◆ **Task prompt**
Transcribe the material in full. Nothing should differ except that the pictures are left out.

========

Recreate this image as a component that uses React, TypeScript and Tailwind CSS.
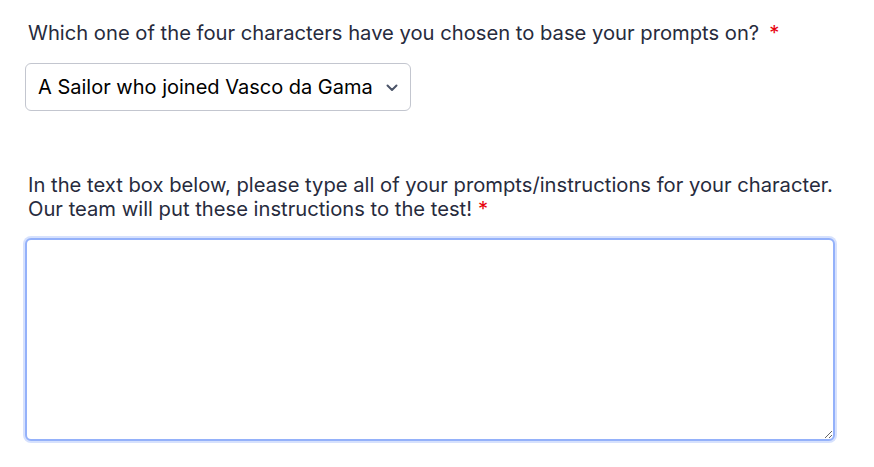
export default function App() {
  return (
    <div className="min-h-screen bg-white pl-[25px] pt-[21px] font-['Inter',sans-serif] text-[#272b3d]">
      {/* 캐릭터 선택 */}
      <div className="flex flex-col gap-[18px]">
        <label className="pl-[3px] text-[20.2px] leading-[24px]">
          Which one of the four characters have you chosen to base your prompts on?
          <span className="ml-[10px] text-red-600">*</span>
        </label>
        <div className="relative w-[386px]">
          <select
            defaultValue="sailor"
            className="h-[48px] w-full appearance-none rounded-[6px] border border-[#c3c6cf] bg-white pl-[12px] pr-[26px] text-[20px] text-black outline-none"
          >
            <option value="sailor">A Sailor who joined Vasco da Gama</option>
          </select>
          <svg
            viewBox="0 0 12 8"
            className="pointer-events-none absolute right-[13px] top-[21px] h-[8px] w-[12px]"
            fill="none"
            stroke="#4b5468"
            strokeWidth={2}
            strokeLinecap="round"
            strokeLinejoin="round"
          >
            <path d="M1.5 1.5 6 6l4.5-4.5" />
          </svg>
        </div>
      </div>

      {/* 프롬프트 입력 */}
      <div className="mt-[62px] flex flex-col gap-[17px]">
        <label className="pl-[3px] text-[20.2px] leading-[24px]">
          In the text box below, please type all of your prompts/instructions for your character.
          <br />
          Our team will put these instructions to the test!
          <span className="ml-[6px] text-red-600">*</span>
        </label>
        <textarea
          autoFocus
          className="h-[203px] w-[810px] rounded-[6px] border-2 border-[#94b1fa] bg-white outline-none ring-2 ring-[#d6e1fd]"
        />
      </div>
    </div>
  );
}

========

◆ **Exercise response**
Recreate this image as a component that uses React, TypeScript and Tailwind CSS.
export default function App() {
  return (
    <div className="min-h-screen bg-white pl-[25px] pt-[21px] font-['Inter',sans-serif] text-[#272b3d]">
      {/* 캐릭터 선택 */}
      <div className="flex flex-col gap-[18px]">
        <label className="pl-[3px] text-[20.2px] leading-[24px]">
          Which one of the four characters have you chosen to base your prompts on?
          <span className="ml-[10px] text-red-600">*</span>
        </label>
        <div className="relative w-[386px]">
          <select
            defaultValue="sailor"
            className="h-[48px] w-full appearance-none rounded-[6px] border border-[#c3c6cf] bg-white pl-[12px] pr-[26px] text-[20px] text-black outline-none"
          >
            <option value="sailor">A Sailor who joined Vasco da Gama</option>
          </select>
          <svg
            viewBox="0 0 12 8"
            className="pointer-events-none absolute right-[13px] top-[21px] h-[8px] w-[12px]"
            fill="none"
            stroke="#4b5468"
            strokeWidth={2}
            strokeLinecap="round"
            strokeLinejoin="round"
          >
            <path d="M1.5 1.5 6 6l4.5-4.5" />
          </svg>
        </div>
      </div>

      {/* 프롬프트 입력 */}
      <div className="mt-[62px] flex flex-col gap-[17px]">
        <label className="pl-[3px] text-[20.2px] leading-[24px]">
          In the text box below, please type all of your prompts/instructions for your character.
          <br />
          Our team will put these instructions to the test!
          <span className="ml-[6px] text-red-600">*</span>
        </label>
        <textarea
          autoFocus
          className="h-[203px] w-[810px] rounded-[6px] border-2 border-[#94b1fa] bg-white outline-none ring-2 ring-[#d6e1fd]"
        />
      </div>
    </div>
  );
}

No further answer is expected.